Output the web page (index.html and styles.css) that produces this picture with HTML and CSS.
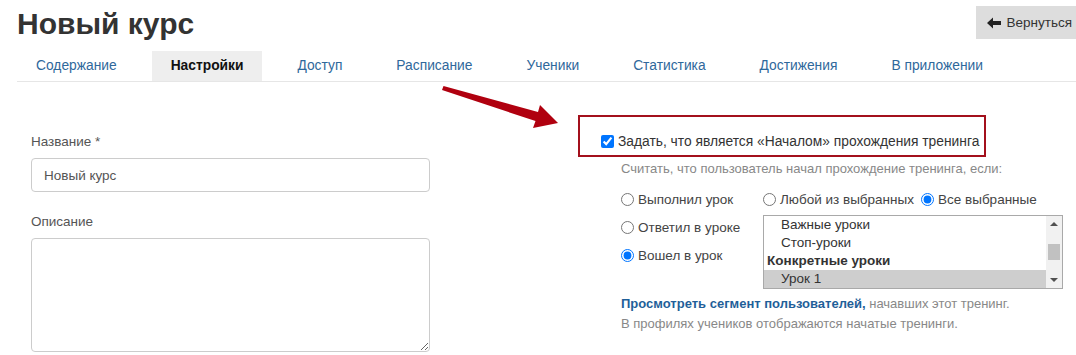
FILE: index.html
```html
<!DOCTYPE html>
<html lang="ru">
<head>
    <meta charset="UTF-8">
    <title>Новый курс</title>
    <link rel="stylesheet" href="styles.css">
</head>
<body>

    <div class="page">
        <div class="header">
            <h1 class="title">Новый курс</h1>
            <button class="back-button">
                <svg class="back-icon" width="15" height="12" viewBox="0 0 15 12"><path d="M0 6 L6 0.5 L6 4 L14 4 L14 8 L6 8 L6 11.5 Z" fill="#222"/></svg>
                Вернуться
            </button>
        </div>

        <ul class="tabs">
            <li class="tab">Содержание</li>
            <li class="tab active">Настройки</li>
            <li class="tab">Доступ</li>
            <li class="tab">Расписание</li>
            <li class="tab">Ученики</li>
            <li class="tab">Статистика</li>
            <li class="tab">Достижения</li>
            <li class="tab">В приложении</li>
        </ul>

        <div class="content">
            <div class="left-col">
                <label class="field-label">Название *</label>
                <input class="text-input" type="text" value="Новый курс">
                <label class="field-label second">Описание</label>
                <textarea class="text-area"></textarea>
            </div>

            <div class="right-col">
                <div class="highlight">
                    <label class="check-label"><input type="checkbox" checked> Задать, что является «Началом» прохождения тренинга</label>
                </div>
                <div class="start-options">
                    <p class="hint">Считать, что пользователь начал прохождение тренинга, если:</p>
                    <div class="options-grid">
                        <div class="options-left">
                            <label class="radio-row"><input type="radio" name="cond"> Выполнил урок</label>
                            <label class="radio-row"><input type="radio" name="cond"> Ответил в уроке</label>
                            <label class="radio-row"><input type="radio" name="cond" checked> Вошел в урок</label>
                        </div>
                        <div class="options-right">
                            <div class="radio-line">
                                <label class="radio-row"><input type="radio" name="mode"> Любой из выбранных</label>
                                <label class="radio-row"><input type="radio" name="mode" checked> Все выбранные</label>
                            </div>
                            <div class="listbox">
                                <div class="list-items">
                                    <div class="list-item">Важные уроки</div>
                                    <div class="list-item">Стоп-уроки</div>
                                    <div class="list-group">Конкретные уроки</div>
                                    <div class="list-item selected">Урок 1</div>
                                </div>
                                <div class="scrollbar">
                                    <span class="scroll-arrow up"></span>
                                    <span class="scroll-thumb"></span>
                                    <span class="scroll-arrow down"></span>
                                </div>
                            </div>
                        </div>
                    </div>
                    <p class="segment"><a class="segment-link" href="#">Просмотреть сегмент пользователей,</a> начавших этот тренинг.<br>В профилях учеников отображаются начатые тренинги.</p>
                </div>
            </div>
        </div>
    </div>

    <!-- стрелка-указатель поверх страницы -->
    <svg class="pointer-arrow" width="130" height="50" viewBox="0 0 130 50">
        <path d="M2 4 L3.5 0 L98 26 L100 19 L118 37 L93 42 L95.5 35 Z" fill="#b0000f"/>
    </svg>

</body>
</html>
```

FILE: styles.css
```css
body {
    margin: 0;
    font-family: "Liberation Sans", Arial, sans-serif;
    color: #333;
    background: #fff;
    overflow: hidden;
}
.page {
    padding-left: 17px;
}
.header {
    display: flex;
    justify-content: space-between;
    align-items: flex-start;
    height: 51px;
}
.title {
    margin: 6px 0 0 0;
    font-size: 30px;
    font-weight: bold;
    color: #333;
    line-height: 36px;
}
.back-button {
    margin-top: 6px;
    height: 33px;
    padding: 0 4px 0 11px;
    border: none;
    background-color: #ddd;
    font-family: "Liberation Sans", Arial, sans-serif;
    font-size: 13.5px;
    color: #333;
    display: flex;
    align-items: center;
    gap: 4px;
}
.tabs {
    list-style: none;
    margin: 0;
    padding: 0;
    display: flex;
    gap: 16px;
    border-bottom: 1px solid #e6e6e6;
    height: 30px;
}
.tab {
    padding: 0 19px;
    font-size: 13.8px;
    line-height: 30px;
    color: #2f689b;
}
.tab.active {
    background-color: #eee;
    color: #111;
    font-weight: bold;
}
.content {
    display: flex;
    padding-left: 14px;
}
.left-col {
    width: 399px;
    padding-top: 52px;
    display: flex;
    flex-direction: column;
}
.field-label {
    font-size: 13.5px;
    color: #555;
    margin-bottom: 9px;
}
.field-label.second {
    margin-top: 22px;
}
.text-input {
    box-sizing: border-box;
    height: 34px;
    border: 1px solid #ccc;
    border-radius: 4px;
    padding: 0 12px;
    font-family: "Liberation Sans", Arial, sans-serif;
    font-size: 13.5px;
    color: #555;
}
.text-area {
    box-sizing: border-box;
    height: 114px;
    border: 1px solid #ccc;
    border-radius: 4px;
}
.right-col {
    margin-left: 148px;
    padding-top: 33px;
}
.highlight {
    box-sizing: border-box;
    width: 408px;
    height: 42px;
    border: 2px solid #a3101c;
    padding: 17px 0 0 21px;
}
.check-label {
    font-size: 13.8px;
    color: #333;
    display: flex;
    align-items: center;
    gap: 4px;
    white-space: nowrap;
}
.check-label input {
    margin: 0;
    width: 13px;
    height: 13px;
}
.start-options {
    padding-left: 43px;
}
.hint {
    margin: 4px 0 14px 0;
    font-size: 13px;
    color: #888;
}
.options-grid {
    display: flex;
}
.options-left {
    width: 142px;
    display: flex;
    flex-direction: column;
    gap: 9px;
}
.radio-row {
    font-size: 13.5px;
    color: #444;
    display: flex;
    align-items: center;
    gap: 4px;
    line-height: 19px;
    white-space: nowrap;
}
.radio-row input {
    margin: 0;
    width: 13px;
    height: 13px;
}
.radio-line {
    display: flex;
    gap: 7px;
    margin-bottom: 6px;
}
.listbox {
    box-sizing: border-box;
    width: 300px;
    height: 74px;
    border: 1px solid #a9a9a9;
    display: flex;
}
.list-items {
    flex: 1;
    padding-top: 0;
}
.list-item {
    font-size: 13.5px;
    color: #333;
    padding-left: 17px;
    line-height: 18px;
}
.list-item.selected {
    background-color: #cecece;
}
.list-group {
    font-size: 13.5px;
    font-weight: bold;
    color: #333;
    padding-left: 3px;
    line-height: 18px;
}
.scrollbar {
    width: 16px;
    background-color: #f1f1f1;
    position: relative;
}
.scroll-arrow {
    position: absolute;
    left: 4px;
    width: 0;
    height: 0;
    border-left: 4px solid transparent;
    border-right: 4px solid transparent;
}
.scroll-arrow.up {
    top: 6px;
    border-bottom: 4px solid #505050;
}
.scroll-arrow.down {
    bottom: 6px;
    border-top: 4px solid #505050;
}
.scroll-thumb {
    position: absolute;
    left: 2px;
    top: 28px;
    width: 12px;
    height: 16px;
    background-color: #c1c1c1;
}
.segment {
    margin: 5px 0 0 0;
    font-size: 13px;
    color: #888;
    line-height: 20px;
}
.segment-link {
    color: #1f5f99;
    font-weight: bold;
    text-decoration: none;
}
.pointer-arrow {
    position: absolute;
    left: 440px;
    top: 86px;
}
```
....................
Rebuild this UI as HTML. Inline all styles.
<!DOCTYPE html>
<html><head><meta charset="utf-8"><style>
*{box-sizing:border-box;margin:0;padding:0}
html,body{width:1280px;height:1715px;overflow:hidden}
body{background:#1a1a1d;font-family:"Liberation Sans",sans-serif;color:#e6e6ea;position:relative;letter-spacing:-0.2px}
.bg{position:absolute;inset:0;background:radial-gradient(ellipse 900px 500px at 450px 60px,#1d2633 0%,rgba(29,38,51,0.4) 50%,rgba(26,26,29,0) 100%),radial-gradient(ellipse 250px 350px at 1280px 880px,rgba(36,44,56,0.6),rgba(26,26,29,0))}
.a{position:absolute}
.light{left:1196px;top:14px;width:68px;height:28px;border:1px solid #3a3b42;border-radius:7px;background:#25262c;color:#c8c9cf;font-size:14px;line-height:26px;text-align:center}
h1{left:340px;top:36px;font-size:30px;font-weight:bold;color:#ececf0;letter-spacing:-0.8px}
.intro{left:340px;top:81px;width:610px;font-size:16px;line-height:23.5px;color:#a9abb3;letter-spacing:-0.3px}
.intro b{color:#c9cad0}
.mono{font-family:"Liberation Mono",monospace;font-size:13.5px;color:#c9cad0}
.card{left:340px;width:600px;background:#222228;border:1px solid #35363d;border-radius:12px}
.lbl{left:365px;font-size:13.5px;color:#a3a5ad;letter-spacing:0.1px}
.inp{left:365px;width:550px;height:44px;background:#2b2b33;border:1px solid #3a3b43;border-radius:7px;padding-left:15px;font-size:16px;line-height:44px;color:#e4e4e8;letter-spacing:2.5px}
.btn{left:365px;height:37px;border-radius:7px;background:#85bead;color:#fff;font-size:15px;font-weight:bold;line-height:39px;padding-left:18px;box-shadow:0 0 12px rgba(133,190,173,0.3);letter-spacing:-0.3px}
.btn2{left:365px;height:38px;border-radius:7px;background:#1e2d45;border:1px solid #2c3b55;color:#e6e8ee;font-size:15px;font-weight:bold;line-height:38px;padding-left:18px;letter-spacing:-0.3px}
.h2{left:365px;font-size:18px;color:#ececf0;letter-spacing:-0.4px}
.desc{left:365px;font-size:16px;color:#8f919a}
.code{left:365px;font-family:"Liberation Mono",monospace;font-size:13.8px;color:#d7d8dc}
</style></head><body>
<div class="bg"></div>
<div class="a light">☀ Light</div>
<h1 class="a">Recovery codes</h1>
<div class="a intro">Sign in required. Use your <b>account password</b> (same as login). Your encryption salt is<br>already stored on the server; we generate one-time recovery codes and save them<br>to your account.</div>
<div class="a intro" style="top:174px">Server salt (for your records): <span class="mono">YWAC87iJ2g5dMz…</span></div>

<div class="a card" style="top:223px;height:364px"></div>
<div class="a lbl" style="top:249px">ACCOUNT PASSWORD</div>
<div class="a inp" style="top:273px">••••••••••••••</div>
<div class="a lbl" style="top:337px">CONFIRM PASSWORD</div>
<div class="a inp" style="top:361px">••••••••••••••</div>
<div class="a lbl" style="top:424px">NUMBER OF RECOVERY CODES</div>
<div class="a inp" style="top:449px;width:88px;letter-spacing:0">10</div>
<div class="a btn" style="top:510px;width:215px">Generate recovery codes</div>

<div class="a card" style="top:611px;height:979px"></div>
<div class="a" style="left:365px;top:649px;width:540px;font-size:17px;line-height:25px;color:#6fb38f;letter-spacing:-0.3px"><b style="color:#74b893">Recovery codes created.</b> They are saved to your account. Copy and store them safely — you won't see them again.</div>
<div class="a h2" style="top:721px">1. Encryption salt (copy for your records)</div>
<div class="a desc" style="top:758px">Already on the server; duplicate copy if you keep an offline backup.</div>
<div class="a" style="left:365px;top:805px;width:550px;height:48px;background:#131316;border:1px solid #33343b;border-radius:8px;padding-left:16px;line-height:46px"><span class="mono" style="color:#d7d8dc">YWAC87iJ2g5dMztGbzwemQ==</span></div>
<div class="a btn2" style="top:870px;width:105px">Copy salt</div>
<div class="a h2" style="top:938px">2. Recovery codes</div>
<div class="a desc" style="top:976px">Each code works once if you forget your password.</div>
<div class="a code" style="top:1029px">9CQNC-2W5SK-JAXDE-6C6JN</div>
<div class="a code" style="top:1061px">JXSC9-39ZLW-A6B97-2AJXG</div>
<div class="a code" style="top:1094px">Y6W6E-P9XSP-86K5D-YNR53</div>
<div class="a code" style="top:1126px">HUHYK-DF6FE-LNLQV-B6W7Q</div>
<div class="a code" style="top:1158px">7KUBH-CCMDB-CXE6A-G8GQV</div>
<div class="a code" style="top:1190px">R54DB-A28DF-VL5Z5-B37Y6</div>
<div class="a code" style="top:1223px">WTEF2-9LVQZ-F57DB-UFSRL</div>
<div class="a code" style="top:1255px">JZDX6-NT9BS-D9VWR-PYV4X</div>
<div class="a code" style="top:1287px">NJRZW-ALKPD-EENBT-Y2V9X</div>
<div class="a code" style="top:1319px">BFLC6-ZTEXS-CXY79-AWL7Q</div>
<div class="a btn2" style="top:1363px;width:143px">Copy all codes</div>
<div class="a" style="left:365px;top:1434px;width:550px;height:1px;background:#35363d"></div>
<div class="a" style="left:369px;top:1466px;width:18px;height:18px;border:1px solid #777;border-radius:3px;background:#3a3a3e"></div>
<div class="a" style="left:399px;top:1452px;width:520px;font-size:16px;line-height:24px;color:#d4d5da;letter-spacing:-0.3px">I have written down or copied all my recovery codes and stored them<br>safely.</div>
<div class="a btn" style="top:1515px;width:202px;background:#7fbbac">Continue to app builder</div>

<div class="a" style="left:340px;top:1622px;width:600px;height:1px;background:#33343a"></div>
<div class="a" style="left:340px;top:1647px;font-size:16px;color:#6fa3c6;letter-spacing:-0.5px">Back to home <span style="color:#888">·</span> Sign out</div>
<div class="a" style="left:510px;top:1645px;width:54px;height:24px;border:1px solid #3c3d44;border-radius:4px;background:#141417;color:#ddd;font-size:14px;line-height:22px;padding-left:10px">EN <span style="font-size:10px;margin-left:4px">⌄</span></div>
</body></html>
....................
## What is needed:
Go through the lines above. Select every one that has the string "this".

## Answer:
Output the web page (index.html and styles.css) that produces this picture with HTML and CSS.
Rebuild this UI as HTML. Inline all styles.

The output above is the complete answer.